Even after two decades, I remember well the effect of the news about Paul de Man's collaborationist writings during World War II. He had been my professors' professor, and I had produced my share of papers sedulously mimicking his way of unpacking a literary text. The revelation, once it settled in, felt like a punch in the stomach. And it's been a dozen years since my editor at Lingua Franca mentioned an article in the pipeline by some guy named Alan Sokal  who was going to reveal a hoax he had pulled at Social Text. That felt a little different; guffawing was involved.
In each case, it really was a matter of something unexpected happening. If the experience created a sensation (a literal sensation, physical and emotional) that was in part because it was a disruption of routines.
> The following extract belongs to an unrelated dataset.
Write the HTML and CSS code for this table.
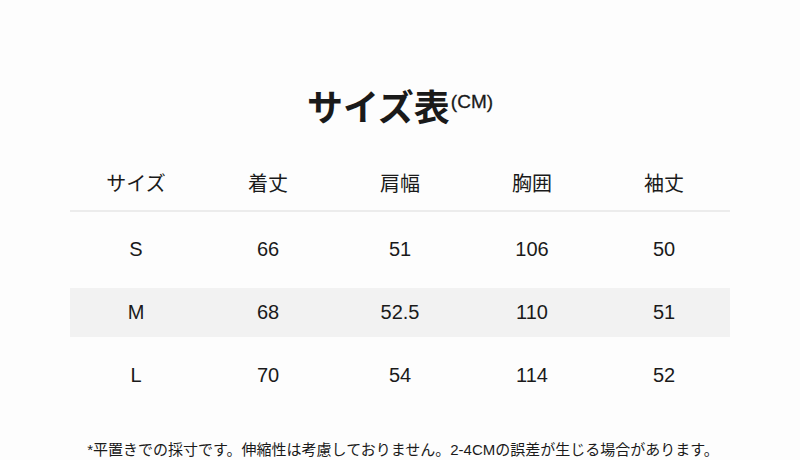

But there's something far too pre-programmed about the half-hearted sensationalism regarding Arendt's love life or Foucault's imaginative way with historical data.
In the 19th century, Walter Pater declared that "all art aspires to the condition of music." Maybe now we should update that to "all reality aspires to the condition of reality TV." But even by that standard, it is hard to take some recent bits of controversy as anything but bored surfing through reruns.